It's Monday afternoon, time to take a look at the brand new articles in PLoS Medicine and PLoS Biology:
Have you ever had that gut reaction to your surroundings, some physical sensation that something isn't quite right? Maybe a squirmy, uneasy feeling in your stomach or an acrid taste on your tongue that makes you want to leave the scene? When the nematode C. elegans encounters an offensive sensation--whether a pungent, potentially dangerous odor (such as those associated with fungal parasites), extreme temperature, or the poking probe of a researcher--it wastes no time in making a hasty retreat. Researchers have elucidated the mechanisms of avoidance in these tiny worms to remarkable molecular and cellular detail (a much clearer picture than the often mysterious avoidance behaviors of humans).
In a new study, Stacey L. Edwards, Kenneth G. Miller, and colleagues expand the level of our understanding by describing a striking new behavior and mechanism of sensory detection for these microscopic animals. They demonstrate that short-wavelength light, such as blue-violet and ultraviolet (UV), is a potent avoidance cue, stimulating a robust acceleration of locomotion when the tail or body is illuminated, while head illumination drives reversal locomotion. After identifying and characterizing this new behavior, Edwards et al. used classic forward genetics (whereby animals are mutagenized and screened for defective phenotypes) to identify mutants that are unresponsive to UV light. Surprisingly, the mutations mapped to a gene that encodes a protein unrelated to any of the known phototransduction systems in nature.
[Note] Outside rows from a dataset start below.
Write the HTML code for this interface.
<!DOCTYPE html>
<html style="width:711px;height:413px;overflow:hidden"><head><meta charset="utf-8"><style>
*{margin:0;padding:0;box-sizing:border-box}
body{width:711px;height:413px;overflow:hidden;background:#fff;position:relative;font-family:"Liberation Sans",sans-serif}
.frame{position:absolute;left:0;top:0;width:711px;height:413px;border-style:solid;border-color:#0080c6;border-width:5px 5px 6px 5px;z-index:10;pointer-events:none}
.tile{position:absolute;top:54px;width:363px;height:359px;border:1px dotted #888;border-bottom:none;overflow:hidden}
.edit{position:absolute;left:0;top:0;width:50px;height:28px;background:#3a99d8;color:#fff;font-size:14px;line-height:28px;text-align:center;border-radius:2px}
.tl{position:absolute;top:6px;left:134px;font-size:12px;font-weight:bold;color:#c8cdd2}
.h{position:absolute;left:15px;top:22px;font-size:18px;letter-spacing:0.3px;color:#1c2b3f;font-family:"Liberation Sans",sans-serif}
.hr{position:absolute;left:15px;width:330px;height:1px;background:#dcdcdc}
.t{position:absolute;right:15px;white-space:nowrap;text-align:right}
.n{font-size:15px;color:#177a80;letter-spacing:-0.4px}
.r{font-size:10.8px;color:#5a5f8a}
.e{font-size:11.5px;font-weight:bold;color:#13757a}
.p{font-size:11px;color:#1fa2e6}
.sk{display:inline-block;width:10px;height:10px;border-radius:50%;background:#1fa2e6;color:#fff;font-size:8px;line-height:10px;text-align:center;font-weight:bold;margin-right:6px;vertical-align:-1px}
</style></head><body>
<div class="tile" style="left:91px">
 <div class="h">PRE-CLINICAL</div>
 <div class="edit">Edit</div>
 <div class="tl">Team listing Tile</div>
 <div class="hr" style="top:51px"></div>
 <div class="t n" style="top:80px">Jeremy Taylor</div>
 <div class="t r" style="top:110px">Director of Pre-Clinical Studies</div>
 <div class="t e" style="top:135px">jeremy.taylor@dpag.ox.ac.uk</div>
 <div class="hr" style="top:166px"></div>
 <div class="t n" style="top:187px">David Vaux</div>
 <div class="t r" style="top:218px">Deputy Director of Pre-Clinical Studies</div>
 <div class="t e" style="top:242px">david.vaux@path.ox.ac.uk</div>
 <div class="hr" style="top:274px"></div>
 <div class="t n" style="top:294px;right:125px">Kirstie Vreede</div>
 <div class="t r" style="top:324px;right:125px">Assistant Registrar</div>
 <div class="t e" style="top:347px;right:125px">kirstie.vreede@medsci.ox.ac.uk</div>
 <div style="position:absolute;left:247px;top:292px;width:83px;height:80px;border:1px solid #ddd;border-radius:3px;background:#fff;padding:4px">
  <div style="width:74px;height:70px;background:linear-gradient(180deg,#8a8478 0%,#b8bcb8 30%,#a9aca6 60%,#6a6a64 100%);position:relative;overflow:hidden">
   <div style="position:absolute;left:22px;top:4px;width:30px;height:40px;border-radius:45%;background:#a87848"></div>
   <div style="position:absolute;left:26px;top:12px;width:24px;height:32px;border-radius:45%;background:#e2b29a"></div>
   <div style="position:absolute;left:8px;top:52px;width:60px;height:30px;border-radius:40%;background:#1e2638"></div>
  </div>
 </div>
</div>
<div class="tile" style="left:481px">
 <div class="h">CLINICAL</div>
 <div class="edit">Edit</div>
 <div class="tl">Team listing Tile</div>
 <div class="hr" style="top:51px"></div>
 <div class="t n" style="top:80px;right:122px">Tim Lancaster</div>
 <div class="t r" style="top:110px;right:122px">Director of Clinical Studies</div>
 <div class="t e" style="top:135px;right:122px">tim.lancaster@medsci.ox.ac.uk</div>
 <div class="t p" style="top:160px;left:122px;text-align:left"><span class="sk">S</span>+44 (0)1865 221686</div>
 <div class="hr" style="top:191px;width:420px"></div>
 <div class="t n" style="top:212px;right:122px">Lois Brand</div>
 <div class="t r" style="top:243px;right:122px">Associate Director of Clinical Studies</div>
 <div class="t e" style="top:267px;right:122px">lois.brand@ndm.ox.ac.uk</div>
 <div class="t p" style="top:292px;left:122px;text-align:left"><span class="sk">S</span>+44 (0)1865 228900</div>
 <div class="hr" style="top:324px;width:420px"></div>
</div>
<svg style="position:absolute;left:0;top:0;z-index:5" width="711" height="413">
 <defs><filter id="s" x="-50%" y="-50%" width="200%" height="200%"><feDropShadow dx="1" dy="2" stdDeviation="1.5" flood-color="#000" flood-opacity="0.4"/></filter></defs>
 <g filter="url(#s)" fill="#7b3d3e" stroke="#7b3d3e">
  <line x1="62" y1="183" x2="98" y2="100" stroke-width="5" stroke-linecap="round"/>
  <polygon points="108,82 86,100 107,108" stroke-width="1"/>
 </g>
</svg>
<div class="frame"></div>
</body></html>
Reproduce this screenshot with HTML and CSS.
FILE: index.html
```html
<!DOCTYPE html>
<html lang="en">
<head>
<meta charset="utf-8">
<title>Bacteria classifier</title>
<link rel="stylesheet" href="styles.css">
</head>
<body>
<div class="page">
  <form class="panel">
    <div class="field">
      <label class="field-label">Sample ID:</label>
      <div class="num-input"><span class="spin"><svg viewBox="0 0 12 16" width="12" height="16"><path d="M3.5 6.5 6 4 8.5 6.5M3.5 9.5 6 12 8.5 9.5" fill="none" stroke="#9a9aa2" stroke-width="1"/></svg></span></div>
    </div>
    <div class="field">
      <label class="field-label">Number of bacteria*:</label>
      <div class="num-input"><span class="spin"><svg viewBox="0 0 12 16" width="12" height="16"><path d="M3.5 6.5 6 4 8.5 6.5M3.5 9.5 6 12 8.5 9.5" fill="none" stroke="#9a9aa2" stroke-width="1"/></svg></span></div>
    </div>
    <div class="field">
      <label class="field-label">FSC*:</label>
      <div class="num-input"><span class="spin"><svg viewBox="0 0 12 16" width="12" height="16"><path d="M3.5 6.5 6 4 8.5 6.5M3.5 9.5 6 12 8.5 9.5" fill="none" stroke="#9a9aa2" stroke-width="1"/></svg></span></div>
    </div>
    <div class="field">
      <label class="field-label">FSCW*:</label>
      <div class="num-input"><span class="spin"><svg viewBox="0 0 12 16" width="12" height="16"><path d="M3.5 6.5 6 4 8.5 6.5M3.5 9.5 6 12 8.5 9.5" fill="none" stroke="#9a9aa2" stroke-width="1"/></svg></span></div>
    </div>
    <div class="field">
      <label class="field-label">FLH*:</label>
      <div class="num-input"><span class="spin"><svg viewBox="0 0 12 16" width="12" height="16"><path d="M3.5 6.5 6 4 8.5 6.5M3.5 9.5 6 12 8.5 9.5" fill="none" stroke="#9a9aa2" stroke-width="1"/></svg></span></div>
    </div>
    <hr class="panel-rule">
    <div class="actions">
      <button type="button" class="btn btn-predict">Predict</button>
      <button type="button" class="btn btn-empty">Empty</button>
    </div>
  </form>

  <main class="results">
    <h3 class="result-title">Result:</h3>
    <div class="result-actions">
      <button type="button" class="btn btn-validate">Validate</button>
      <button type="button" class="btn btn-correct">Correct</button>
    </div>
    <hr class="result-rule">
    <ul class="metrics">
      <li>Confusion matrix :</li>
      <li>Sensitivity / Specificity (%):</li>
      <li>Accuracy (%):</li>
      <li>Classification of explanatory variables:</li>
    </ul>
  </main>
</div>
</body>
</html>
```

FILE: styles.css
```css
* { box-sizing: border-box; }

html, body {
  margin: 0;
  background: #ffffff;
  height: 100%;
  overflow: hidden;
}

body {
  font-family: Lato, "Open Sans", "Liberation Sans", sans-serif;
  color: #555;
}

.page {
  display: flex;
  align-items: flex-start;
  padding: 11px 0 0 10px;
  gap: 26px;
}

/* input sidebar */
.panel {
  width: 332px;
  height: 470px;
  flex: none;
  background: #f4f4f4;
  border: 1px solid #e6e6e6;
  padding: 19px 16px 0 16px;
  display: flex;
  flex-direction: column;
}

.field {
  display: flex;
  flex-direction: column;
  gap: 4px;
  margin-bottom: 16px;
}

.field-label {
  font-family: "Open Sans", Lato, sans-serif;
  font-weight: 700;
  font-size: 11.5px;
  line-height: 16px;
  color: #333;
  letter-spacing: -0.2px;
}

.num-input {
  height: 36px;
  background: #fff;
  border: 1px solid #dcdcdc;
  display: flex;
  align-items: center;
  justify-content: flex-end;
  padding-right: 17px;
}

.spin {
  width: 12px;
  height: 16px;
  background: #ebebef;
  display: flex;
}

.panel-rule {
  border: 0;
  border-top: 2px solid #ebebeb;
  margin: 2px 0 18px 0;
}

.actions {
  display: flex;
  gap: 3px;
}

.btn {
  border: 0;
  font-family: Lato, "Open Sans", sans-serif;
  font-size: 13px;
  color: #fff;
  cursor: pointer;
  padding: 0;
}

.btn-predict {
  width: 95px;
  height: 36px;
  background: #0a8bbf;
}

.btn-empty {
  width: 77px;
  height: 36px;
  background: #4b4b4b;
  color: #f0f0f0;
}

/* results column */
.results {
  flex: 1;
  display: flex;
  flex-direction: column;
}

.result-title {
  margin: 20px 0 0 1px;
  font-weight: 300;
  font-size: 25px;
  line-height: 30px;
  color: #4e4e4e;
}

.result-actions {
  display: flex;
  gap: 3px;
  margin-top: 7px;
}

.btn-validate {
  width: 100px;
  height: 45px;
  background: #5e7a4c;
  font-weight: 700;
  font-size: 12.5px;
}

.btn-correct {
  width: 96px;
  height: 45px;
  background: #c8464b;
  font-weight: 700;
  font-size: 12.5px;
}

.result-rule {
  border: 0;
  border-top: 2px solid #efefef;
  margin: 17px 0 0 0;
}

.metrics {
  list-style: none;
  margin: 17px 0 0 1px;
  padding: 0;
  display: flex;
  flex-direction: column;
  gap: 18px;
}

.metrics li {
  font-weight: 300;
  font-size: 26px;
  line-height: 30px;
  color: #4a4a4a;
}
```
The authors named this new protein LITE-1 and showed that it functions as a UV light receptor. Interestingly, LITE-1 is related to the large family of insect Gustatory receptors that mediate taste responses. The closest homology is to that of fly Gustatory receptors, which detect water-soluble sugars and carbon dioxide.
Can a Topical Microbicide Prevent Rectal HIV Transmission?:
Animal models are critical tools for the preclinical evaluation of drugs. Yet in the HIV field, the value of such models for predicting the success of preventive drug and vaccination strategies in humans has been disappointing. For example, animal models were unable to predict the failure of vaginal microbicides in large clinical trials in humans [1,2]. However, two recently published studies have provided encouraging results. Using a repeat, low-dose exposure macaque model, Walid Heneine and colleagues found that systemic pre-exposure prophylaxis (PrEP), using a combination of the nucleoside analogue reverse transcriptase inhibitors emtricitabine and tenofovir, protected macaques against rectal challenge with simian HIV [3]. Most prior macaque studies used single high-dose virus challenges, which are less representative of viral exposure in humans. Another study by J. Victor Garcia and colleagues introduced an improved mouse model of vaginal HIV transmission [4]. Mice engineered to stably exhibit extensive infiltration of organs and tissues, including the female reproductive tract, with a broad range of human blood cells were protected from intravaginal HIV infection by PrEP with emtricitabine/tenofovir. This mouse model opened the way for larger-scale comparative assessments in vivo, which is impossible in macaques due to the prohibitively high costs.
A third key study by Martin Cranage and colleagues is published in this issue of PLoS Medicine [5]. The researchers investigated whether rectal simian immunodeficiency virus (SIV) transmission in macaques could be prevented by the topical pre-exposure application of tenofovir gel. Rectal SIV or HIV challenge bears a much higher transmission probability than vaginal challenge. With some caveats, as discussed further below, successful prevention of rectal transmission is therefore likely to have a better predictive value for human trials than vaginal challenge models. Moreover, anal intercourse in heterosexual populations has been underestimated in the past, and means to prevent rectal HIV transmission are thus urgently needed for both women and men who have unprotected anal intercourse.